* EXERCISE DESCRIPTION: Show all lines from the listing below that contain "this".

[Begin EXCERPTED RECORDS]

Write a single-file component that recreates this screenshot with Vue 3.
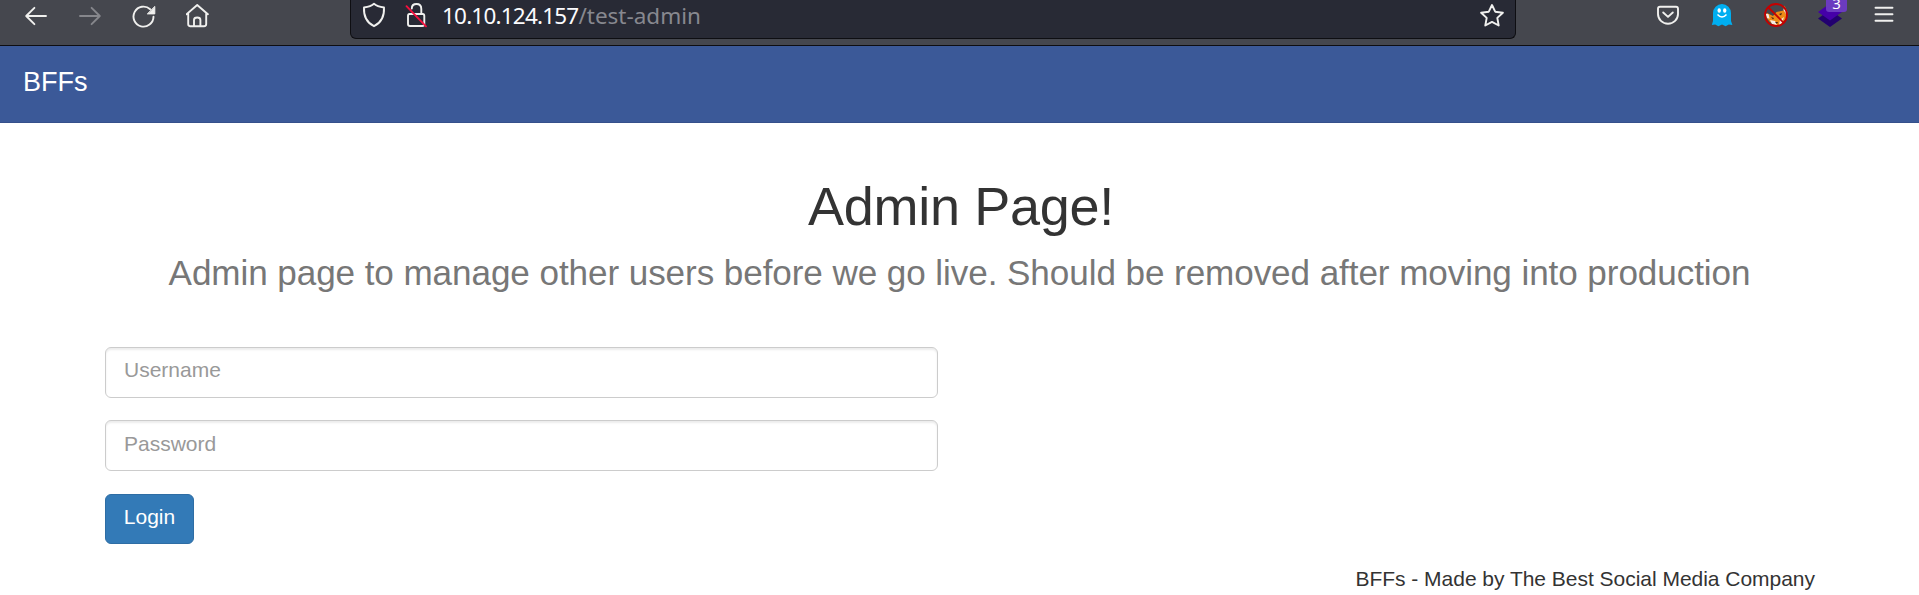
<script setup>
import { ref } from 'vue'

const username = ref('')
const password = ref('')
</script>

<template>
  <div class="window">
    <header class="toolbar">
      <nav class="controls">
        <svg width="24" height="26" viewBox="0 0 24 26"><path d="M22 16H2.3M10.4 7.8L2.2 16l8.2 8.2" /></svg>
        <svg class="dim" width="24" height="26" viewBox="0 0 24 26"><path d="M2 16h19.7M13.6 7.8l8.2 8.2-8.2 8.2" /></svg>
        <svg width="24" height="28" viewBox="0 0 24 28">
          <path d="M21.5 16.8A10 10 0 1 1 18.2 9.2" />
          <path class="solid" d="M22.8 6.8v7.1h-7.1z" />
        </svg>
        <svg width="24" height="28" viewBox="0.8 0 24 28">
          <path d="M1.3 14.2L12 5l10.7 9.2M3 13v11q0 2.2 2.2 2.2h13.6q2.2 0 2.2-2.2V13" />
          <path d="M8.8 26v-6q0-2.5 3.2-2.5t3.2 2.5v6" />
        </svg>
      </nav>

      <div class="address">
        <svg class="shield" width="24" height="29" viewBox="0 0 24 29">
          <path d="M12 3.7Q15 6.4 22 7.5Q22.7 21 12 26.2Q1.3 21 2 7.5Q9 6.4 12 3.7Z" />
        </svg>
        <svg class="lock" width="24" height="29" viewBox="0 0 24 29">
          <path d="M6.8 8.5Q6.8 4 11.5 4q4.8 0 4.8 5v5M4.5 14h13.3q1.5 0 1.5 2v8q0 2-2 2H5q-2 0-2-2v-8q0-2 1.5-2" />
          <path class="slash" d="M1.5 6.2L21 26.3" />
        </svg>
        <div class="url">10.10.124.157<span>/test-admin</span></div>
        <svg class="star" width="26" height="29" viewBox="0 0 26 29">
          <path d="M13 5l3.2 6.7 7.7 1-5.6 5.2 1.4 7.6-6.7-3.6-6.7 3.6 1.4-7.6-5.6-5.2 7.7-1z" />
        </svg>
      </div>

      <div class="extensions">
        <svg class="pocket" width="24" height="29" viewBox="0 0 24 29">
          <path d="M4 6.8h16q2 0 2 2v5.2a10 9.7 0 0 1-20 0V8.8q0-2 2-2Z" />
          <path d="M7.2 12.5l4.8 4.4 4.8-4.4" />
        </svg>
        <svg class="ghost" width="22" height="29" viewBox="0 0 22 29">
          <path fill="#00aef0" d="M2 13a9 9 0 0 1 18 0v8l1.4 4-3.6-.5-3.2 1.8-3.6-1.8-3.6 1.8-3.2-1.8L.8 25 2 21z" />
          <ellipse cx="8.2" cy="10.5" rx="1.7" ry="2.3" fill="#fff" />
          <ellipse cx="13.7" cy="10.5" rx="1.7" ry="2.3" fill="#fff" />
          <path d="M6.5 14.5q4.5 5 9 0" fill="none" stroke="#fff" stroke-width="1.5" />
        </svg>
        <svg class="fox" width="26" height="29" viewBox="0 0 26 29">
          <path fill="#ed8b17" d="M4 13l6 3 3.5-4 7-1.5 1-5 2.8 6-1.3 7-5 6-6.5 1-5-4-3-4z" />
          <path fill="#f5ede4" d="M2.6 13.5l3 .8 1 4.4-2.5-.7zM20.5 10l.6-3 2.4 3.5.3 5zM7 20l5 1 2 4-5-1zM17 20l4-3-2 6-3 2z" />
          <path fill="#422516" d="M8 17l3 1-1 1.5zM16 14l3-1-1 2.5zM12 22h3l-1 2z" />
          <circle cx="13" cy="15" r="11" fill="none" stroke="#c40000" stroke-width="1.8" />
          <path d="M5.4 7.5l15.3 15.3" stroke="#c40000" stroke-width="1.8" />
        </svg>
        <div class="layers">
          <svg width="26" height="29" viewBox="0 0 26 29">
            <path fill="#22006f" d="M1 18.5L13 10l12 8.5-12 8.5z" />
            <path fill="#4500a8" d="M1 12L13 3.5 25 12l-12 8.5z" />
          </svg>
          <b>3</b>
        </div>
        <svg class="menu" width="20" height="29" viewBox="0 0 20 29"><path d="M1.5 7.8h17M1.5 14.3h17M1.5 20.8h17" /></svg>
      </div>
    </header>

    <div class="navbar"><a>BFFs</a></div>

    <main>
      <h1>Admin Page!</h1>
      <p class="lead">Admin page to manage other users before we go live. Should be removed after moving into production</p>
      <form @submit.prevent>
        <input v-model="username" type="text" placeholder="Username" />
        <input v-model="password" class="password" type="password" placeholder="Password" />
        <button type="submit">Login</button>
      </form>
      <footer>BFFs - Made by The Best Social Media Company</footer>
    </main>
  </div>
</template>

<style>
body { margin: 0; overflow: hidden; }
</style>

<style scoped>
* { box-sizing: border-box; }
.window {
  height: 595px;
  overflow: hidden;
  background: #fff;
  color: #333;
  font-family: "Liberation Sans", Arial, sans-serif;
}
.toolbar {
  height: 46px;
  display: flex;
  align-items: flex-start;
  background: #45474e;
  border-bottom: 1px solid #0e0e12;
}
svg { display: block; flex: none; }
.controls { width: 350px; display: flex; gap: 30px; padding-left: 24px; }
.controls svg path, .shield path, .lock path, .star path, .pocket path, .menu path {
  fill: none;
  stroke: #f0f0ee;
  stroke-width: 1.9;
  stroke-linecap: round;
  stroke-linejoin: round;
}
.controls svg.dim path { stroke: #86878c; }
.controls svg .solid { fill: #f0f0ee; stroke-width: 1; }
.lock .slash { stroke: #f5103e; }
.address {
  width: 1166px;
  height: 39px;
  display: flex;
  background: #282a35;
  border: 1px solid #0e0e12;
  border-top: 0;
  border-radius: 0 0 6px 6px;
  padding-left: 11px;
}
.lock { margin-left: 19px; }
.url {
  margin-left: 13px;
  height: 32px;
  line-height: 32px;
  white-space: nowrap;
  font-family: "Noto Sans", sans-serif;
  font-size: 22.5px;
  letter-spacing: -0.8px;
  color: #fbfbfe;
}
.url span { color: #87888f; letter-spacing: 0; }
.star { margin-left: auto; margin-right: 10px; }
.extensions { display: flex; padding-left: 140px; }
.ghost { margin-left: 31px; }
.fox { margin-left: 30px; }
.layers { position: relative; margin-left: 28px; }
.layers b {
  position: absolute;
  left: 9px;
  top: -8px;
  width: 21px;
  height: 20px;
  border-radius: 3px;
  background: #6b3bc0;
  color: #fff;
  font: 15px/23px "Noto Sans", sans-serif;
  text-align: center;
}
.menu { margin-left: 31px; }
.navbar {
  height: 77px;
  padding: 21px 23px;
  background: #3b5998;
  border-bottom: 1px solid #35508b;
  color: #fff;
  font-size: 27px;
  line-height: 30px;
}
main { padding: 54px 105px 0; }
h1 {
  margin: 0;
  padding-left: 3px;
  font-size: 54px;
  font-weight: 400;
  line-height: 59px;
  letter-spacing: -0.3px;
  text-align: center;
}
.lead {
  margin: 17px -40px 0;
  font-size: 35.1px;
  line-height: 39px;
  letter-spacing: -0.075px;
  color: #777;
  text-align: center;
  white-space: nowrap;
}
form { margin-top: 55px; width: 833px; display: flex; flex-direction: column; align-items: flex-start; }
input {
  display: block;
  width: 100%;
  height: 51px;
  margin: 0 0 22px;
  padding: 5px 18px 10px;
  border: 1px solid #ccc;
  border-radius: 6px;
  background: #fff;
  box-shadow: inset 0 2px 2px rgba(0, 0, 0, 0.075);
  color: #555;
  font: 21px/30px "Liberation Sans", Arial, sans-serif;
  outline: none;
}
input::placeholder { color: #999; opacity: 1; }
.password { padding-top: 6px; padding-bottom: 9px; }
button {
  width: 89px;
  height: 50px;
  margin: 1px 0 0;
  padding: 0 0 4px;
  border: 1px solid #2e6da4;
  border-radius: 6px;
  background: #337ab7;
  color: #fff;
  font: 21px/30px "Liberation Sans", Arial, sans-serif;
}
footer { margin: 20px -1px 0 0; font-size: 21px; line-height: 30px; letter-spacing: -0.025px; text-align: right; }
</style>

[End EXCERPTED RECORDS]
[Begin EXCERPTED RECORDS]

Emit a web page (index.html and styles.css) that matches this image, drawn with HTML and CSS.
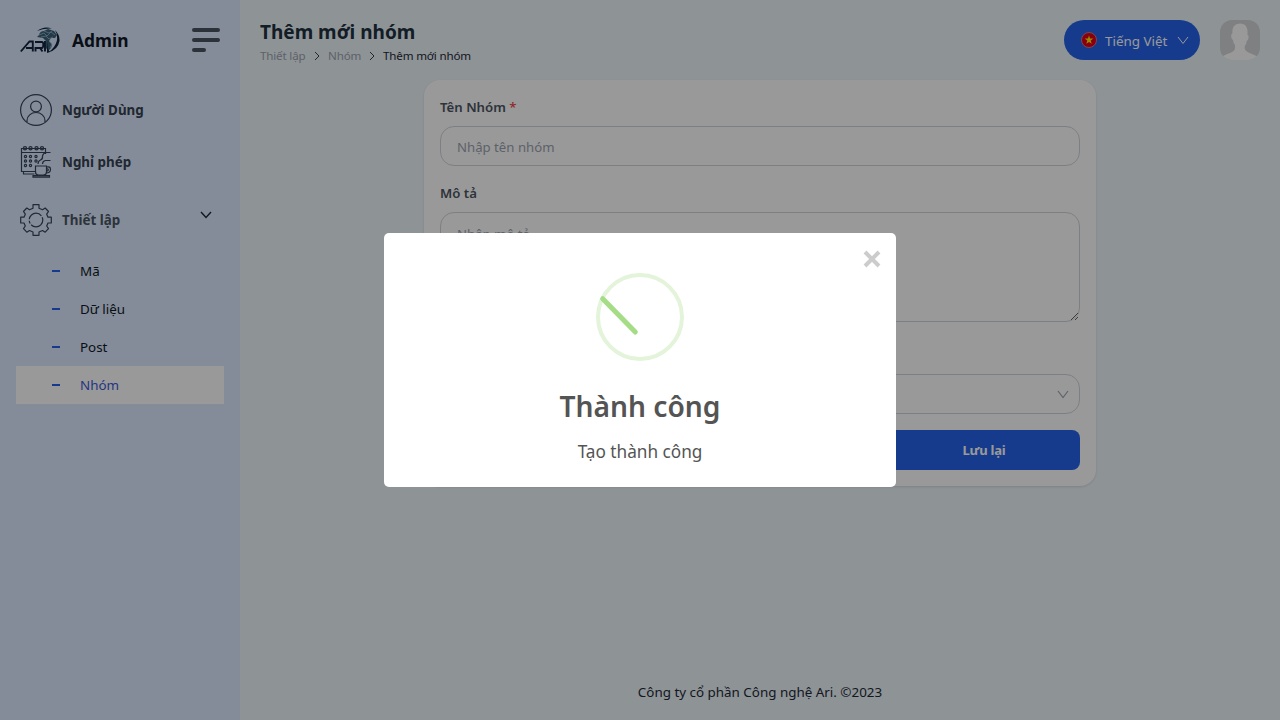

[End EXCERPTED RECORDS]

* RESPONSE TO THE TASK:
Write a single-file component that recreates this screenshot with Vue 3.
Emit a web page (index.html and styles.css) that matches this image, drawn with HTML and CSS.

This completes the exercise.